Five to six standing members is the right size for most companies. Larger committees slow decisions and dilute accountability. You want enough perspective to catch blind spots, not enough voices to create endless deliberation. Add a rotating business unit seat to bring in fresh operational context each quarter without permanently expanding the group.
Does a small company actually need a formal AI governance committee?
If you have more than 50 employees and are using AI in customer-facing workflows or handling sensitive data, yes. The structure does not need to be elaborate. Three people with defined roles and a documented tiered approval process is enough. The goal is that someone is accountable and everyone knows who that is before something goes wrong, not after.
How do you keep the committee from becoming a bottleneck that slows AI adoption?
Build a tiered approval model where low-risk, low-cost tools can be approved at the team level without committee review. The committee should only touch decisions that genuinely require cross-functional judgment. Most tools should not need a committee meeting. When teams know exactly what they can decide on their own, they stop experiencing governance as friction.

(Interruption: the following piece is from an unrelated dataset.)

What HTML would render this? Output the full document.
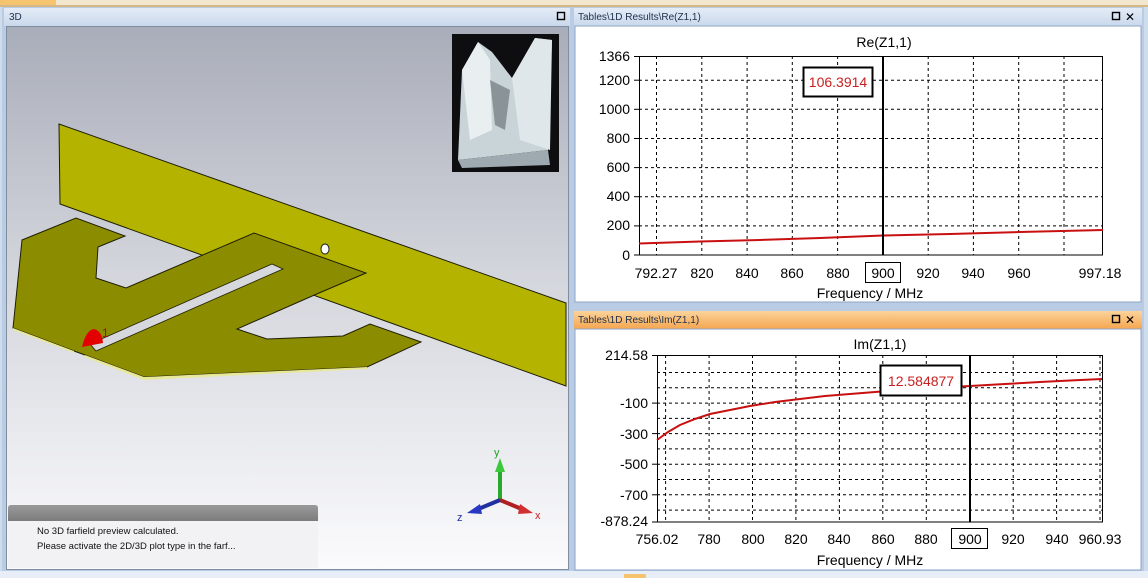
<!DOCTYPE html>
<html><head><meta charset="utf-8"><style>
html,body{margin:0;padding:0;width:1148px;height:578px;overflow:hidden;background:#cfdcec}
svg{display:block}
text{font-family:"Liberation Sans",sans-serif}
</style></head><body>
<svg width="1148" height="578" viewBox="0 0 1148 578" xmlns="http://www.w3.org/2000/svg">
<defs>
<linearGradient id="tb" x1="0" y1="0" x2="0" y2="1"><stop offset="0" stop-color="#e4ecf7"/><stop offset="1" stop-color="#c9d8ec"/></linearGradient>
<linearGradient id="tbo" x1="0" y1="0" x2="0" y2="1"><stop offset="0" stop-color="#fbd39a"/><stop offset="1" stop-color="#f5a650"/></linearGradient>
<linearGradient id="bg3" x1="0" y1="0" x2="0" y2="1"><stop offset="0" stop-color="#a9adb9"/><stop offset="0.45" stop-color="#d3d5dc"/><stop offset="1" stop-color="#fbfbfd"/></linearGradient>
<linearGradient id="mh" x1="0" y1="0" x2="0" y2="1"><stop offset="0" stop-color="#9a9a9a"/><stop offset="1" stop-color="#7c7c7c"/></linearGradient>
</defs>
<!-- top strip -->
<rect x="0" y="0" width="1148" height="6" fill="#f3e6cf"/>
<rect x="0" y="0" width="56" height="5" fill="#f6c36e"/>
<rect x="0" y="5" width="1148" height="2" fill="#d6b884"/>
<!-- 3D panel -->
<rect x="2" y="7" width="570" height="564" fill="#b9cce4"/>
<rect x="4" y="8" width="566" height="18" fill="url(#tb)"/>
<text x="9" y="20" font-size="10" fill="#20324e">3D</text>
<rect x="557.5" y="12.5" width="7" height="7" fill="none" stroke="#000" stroke-width="1.4"/>
<rect x="6" y="26" width="563" height="544" fill="#7f8e9e"/>
<rect x="7" y="27" width="561" height="542" fill="url(#bg3)"/>
<!-- thumbnail -->
<rect x="452" y="34" width="107" height="138" fill="#0e0e10"/>
<path d="M462 70 L478 42 L492 52 L512 78 L535 38 L552 40 L548 150 L458 160 Z" fill="#c9d4d8"/>
<path d="M462 70 L478 42 L490 60 L492 130 L470 140 Z" fill="#e9eef0"/>
<path d="M512 78 L535 38 L552 40 L550 150 L520 140 Z" fill="#dfe7ea"/>
<path d="M490 80 L510 90 L505 130 L495 125 Z" fill="#8a9498"/>
<path d="M458 160 L548 150 L550 165 L462 168 Z" fill="#9eaab0"/>
<!-- plate -->
<polygon points="59,124 566,303 566,386 60,204" fill="#b4b400" stroke="#1e1e00" stroke-width="1"/>
<!-- lower shape -->
<polygon points="22,240 76,218 125,236 98,247 96,278 126,288 254,233 366,273 319,293 237,329 267,339 343,336 370,324 421,342 367,367 144,377 85,355 74,351 13,328" fill="#8c8c00" stroke="#1e1e00" stroke-width="1"/>
<polygon points="85,355 144,377 367,367 367,369 144,380 84,357" fill="#e8e89a"/>
<polygon points="13,328 74,351 74,353 13,330" fill="#e8e89a"/>
<polygon points="90,344 272,264 283,269 96,351" fill="#d6d8de" stroke="#1e1e00" stroke-width="0.8"/>
<ellipse cx="325" cy="249" rx="4" ry="5" fill="#fff" stroke="#222" stroke-width="1"/>
<path d="M82 347 Q86 330 94 329 Q102 331 103 343 Z" fill="#e20000"/>
<text x="102" y="337" font-size="12" fill="#a01010">1</text>
<!-- triad -->
<line x1="500" y1="500" x2="500" y2="470" stroke="#2aa82a" stroke-width="4"/>
<polygon points="495,472 500,458 505,472" fill="#3ec83e"/>
<text x="494" y="456" font-size="11" fill="#20a020">y</text>
<line x1="500" y1="500" x2="524" y2="510" stroke="#b02020" stroke-width="4"/>
<polygon points="520,504 533,513 518,514" fill="#d03030"/>
<text x="535" y="519" font-size="11" fill="#d02020">x</text>
<line x1="500" y1="500" x2="476" y2="510" stroke="#2030a0" stroke-width="4"/>
<polygon points="480,504 467,513 482,514" fill="#2838c0"/>
<text x="457" y="521" font-size="11" fill="#2030a0">z</text>
<!-- message box -->
<path d="M8 521 L8 508 Q8 505 11 505 L315 505 Q318 505 318 508 L318 521 Z" fill="url(#mh)"/>
<rect x="8" y="521" width="310" height="47" fill="#f2f2f4"/>
<text x="37" y="534" font-size="9.5" fill="#111">No 3D farfield preview calculated.</text>
<text x="37" y="549" font-size="9.5" fill="#111">Please activate the 2D/3D plot type in the farf...</text>
<!-- right panels frame -->
<rect x="572" y="7" width="572" height="564" fill="#b9cce4"/>
<!-- Re panel -->
<rect x="574" y="8" width="568" height="18" fill="url(#tb)"/>
<text x="578" y="20" font-size="10" fill="#20324e">Tables\1D Results\Re(Z1,1)</text>
<rect x="1112.5" y="12.5" width="7" height="7" fill="none" stroke="#000" stroke-width="1.4"/>
<text x="1125" y="21" font-size="12" fill="#000">✕</text>
<rect x="575" y="26" width="566" height="276" fill="#fff" stroke="#8ea6c6"/>
<text x="884" y="47" font-size="14" text-anchor="middle" fill="#000">Re(Z1,1)</text>
<g stroke="#000" stroke-width="1" stroke-dasharray="3,3">
<line x1="656.5" y1="56" x2="656.5" y2="255"/><line x1="701.8" y1="56" x2="701.8" y2="255"/><line x1="747.1" y1="56" x2="747.1" y2="255"/><line x1="792.3" y1="56" x2="792.3" y2="255"/><line x1="837.6" y1="56" x2="837.6" y2="255"/><line x1="928.2" y1="56" x2="928.2" y2="255"/><line x1="973.4" y1="56" x2="973.4" y2="255"/><line x1="1018.7" y1="56" x2="1018.7" y2="255"/><line x1="1064" y1="56" x2="1064" y2="255"/>
<line x1="639" y1="225.9" x2="1103" y2="225.9"/><line x1="639" y1="196.7" x2="1103" y2="196.7"/><line x1="639" y1="167.6" x2="1103" y2="167.6"/><line x1="639" y1="138.5" x2="1103" y2="138.5"/><line x1="639" y1="109.3" x2="1103" y2="109.3"/><line x1="639" y1="80.2" x2="1103" y2="80.2"/>
</g>
<rect x="639.5" y="56.5" width="463" height="198.5" fill="none" stroke="#000"/>
<g stroke="#000"><line x1="634" y1="56.5" x2="639" y2="56.5"/><line x1="634" y1="80.2" x2="639" y2="80.2"/><line x1="634" y1="109.3" x2="639" y2="109.3"/><line x1="634" y1="138.5" x2="639" y2="138.5"/><line x1="634" y1="167.6" x2="639" y2="167.6"/><line x1="634" y1="196.7" x2="639" y2="196.7"/><line x1="634" y1="225.9" x2="639" y2="225.9"/><line x1="634" y1="255" x2="639" y2="255"/></g>
<polyline points="639,243.5 700,241.5 760,240 820,238 883,235.5 950,234 1020,232 1103,230" fill="none" stroke="#c81010" stroke-width="2"/>
<line x1="883" y1="56" x2="883" y2="255" stroke="#000" stroke-width="2"/>
<rect x="803.5" y="67.5" width="69" height="29" fill="#fff" stroke="#000" stroke-width="2"/>
<text x="838" y="87" font-size="14" text-anchor="middle" fill="#c82020">106.3914</text>
<g font-size="14" fill="#000" text-anchor="end">
<text x="630" y="61">1366</text><text x="630" y="85">1200</text><text x="630" y="114">1000</text><text x="630" y="143">800</text><text x="630" y="172">600</text><text x="630" y="201">400</text><text x="630" y="230">200</text><text x="630" y="260">0</text>
</g>
<g font-size="14" fill="#000" text-anchor="middle">
<text x="656" y="278">792.27</text><text x="702" y="278">820</text><text x="747" y="278">840</text><text x="792" y="278">860</text><text x="838" y="278">880</text><text x="883" y="278">900</text><text x="928" y="278">920</text><text x="973" y="278">940</text><text x="1019" y="278">960</text><text x="1100" y="278">997.18</text>
<text x="870" y="298">Frequency / MHz</text>
</g>
<rect x="865.5" y="262.5" width="35" height="20" fill="none" stroke="#000"/>
<!-- Im panel -->
<rect x="574" y="311" width="568" height="18" fill="url(#tbo)"/>
<text x="578" y="323" font-size="10" fill="#20324e">Tables\1D Results\Im(Z1,1)</text>
<rect x="1112.5" y="315.5" width="7" height="7" fill="none" stroke="#000" stroke-width="1.4"/>
<text x="1125" y="324" font-size="12" fill="#000">✕</text>
<rect x="575" y="329" width="566" height="241" fill="#fff" stroke="#8ea6c6"/>
<text x="880" y="349" font-size="14" text-anchor="middle" fill="#000">Im(Z1,1)</text>
<g stroke="#000" stroke-width="1" stroke-dasharray="3,3">
<line x1="665.6" y1="355" x2="665.6" y2="522"/><line x1="709.1" y1="355" x2="709.1" y2="522"/><line x1="752.5" y1="355" x2="752.5" y2="522"/><line x1="795.9" y1="355" x2="795.9" y2="522"/><line x1="839.4" y1="355" x2="839.4" y2="522"/><line x1="882.8" y1="355" x2="882.8" y2="522"/><line x1="926.3" y1="355" x2="926.3" y2="522"/><line x1="1013.2" y1="355" x2="1013.2" y2="522"/><line x1="1056.6" y1="355" x2="1056.6" y2="522"/><line x1="1100" y1="355" x2="1100" y2="522"/>
<line x1="657" y1="372.5" x2="1102" y2="372.5"/><line x1="657" y1="387.8" x2="1102" y2="387.8"/><line x1="657" y1="403.1" x2="1102" y2="403.1"/><line x1="657" y1="418.4" x2="1102" y2="418.4"/><line x1="657" y1="433.6" x2="1102" y2="433.6"/><line x1="657" y1="448.9" x2="1102" y2="448.9"/><line x1="657" y1="464.2" x2="1102" y2="464.2"/><line x1="657" y1="479.5" x2="1102" y2="479.5"/><line x1="657" y1="494.8" x2="1102" y2="494.8"/><line x1="657" y1="510.1" x2="1102" y2="510.1"/>
</g>
<rect x="657.5" y="355.5" width="445" height="166.5" fill="none" stroke="#000"/>
<g stroke="#000"><line x1="652" y1="355.5" x2="657" y2="355.5"/><line x1="652" y1="403.1" x2="657" y2="403.1"/><line x1="652" y1="433.6" x2="657" y2="433.6"/><line x1="652" y1="464.2" x2="657" y2="464.2"/><line x1="652" y1="494.8" x2="657" y2="494.8"/><line x1="652" y1="522" x2="657" y2="522"/></g>
<polyline points="657,440 668,432 680,425 695,419 710,414 730,410 750,406 775,402 800,399 825,396 850,394 875,392 900,390 935,388 970,386 1005,384 1040,382 1070,380.5 1102,379" fill="none" stroke="#c81010" stroke-width="2"/>
<line x1="970" y1="355" x2="970" y2="522" stroke="#000" stroke-width="2"/>
<rect x="880.5" y="365.5" width="81" height="30" fill="#fff" stroke="#000" stroke-width="2"/>
<text x="921" y="386" font-size="14" text-anchor="middle" fill="#c82020">12.584877</text>
<g font-size="14" fill="#000" text-anchor="end">
<text x="648" y="360">214.58</text><text x="648" y="408">-100</text><text x="648" y="439">-300</text><text x="648" y="469">-500</text><text x="648" y="500">-700</text><text x="648" y="526">-878.24</text>
</g>
<g font-size="14" fill="#000" text-anchor="middle">
<text x="657" y="544">756.02</text><text x="709" y="544">780</text><text x="753" y="544">800</text><text x="796" y="544">820</text><text x="839" y="544">840</text><text x="883" y="544">860</text><text x="926" y="544">880</text><text x="970" y="544">900</text><text x="1013" y="544">920</text><text x="1057" y="544">940</text><text x="1100" y="544">960.93</text>
<text x="870" y="565">Frequency / MHz</text>
</g>
<rect x="951.5" y="528.5" width="36" height="20" fill="none" stroke="#000"/>
<!-- bottom strip -->
<rect x="0" y="571" width="1148" height="7" fill="#e7eef7"/>
<rect x="624" y="574" width="22" height="4" fill="#f6c36e"/>
</svg>
</body></html>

What is the most important thing the committee should produce?
An AI inventory: a documented list of every active deployment, what it does, who owns it, and what data it touches. Everything else, the risk framework, the vendor list, the incident process, is more useful when there is a clear map of what is actually running. Companies without this document consistently struggle to manage incidents, audits, or vendor changes cleanly.
How do you handle AI tools that employees are already using informally before governance is in place?
Run a brief internal survey or audit to surface what tools are in active use. Then run those tools through your tiered review retroactively, starting with anything that touches customer data or core systems. Avoid punitive framing. The goal is to bring shadow AI into the open so it can be evaluated, not to discipline people for being resourceful. Amnesty with process beats enforcement without trust.